What / Describe questions
- ✦ What was the Aaland Islands dispute?
- ✦ What happened at Corfu?
- ✦ Describe one success of the League in the 1920s.
Name the dispute, state who was involved, what happened, and what the outcome was. Two specific points. No analysis required — but vague answers score 1–2 only.
Why / Explain questions
- ✦ Why did the League have some success in the 1920s?
- ✦ Why was the Corfu incident important?
Two developed reasons, each with specific evidence. WHY, not WHAT. For Corfu: significance = it showed major powers could defy the League and face no real penalty.
How far / Judgement questions
- ✦ How far was the League of Nations a success?
- ✦ Was the League's structure or the behaviour of members more to blame for its failures?
Use 1920s successes as evidence for one side and 1930s failures for the other. A Level 5 answer explains WHY the same structure produced different results in each decade.

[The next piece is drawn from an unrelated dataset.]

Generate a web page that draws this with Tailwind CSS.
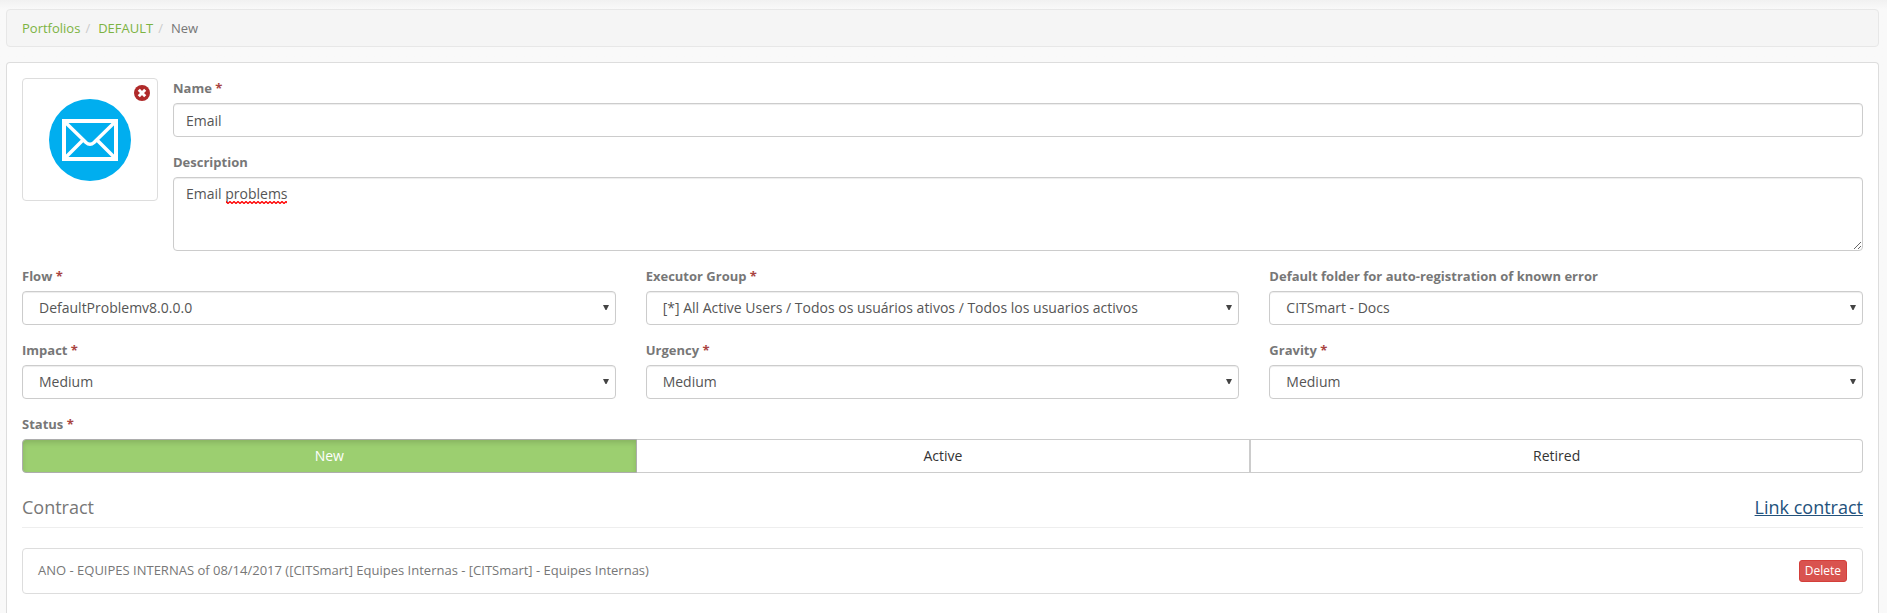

The Key Analytical Move Cambridge Rewards
Level 2: "The League had some success because countries accepted its decisions."
Level 3+: "The League succeeded because disputes involved minor powers who lacked the military strength to defy it, and no major power had a strategic interest in the outcome. When a major power (Italy at Corfu) was involved and Britain and France valued that power's friendship, collective security was abandoned."
The distinction matters for (c) answers: the structure did not change between 1921 and 1935. What changed was the scale of the aggressor, the stakes for the major powers, and the impact of the Depression on member states' willingness to act. That explanation — not just a list of successes and failures — is what reaches Level 4 and Level 5.